Sunday, January 27, 2008
Denny & Bradbury: "The Civil War's First Blood"
[The Civil War's First Blood: Missouri, 1854-1861 by James Denny and John Bradbury (Missouri Life/University of Missouri Press, 2007). Softcover, photos, illustrations, maps, bibliography. Pp. 144 ISBN: 978-0974934129 $29.95]
While the subtitle implies a broader focus, The Civil War's First Blood is really the first modern work that attempts a complete overview of Missouri in 1861, the most critical year of the state's Civil War experience on many levels. Even though only a few pages were devoted to the violent and politically charged years leading up to secession and Civil War, the omission becomes less significant with the realization that the period is already ably covered in the literature. On a similar note, it might also be admitted that the major military events of 1861 are fairly well documented in the literature as well, but no previous effort has synthesized the best of this current scholarship into the formation of a single work covering the entire state. With their book The Civil War's First Blood, authors Denny and Bradbury have performed this needed labor to a satisfying end.
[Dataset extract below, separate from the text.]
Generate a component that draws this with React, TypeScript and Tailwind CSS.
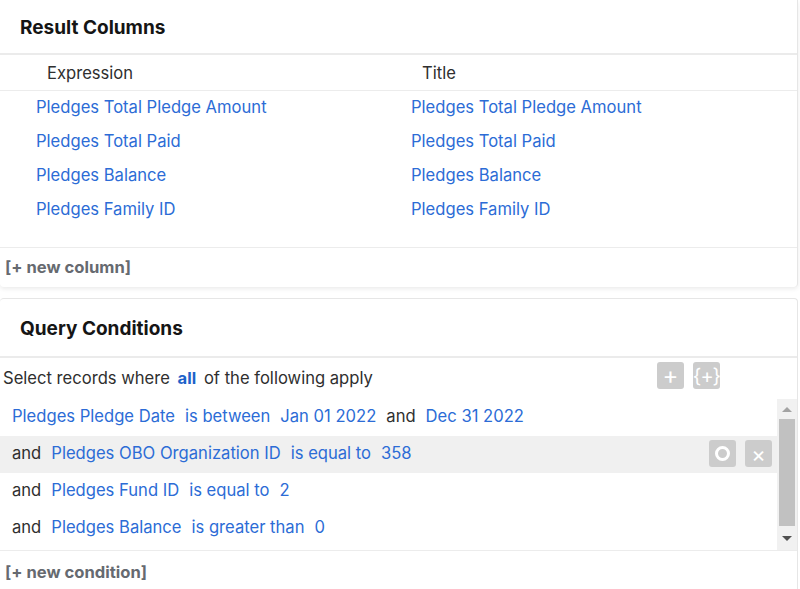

State historian James Denny and manuscript specialist John Bradbury write well and their bibliography lists the best of up-to-date scholarship contained in books and articles. The narrative is well balanced, and augmented by a nice array of color and B&W drawings, maps, and photographs. Expertise is demonstrated in their selection (some of which, as far as I can tell, were published here for the first time). Of special note to this reviewer is an impressive wide-view photograph of state militia drilling at Lindell Grove (Camp Jackson) [pp. 20-21]. Although a few more were needed, the maps included in the book, both original creations and archival reproductions, are attractive and helpful visual aids.
Perhaps not surprisingly, The Civil War's First Blood is presented by Missouri Life with a magazine's sensibility--that of heavily illustrated text written in a pleasing narrative style (e.g. without notes) on glossy paper. Even with the popular focus, I was impressed by the level of detail accorded the military summaries. Their depth far exceeds that commonly found in other works of this type. My only complaint relevant to coverage is with the book's comparative neglect of the northwest quadrant of the state.
Denny and Bradbury's excellent narrative history of the opening moments of the Civil War in Missouri (the period before guerrilla warfare became the center of attention--then and now) is highly recommended. Expanding upon their role as chroniclers, the authors' engagement in the analysis of events is both astute and refreshingly evenhanded. New readers and well read students alike will find much to appreciate in The Civil War's First Blood.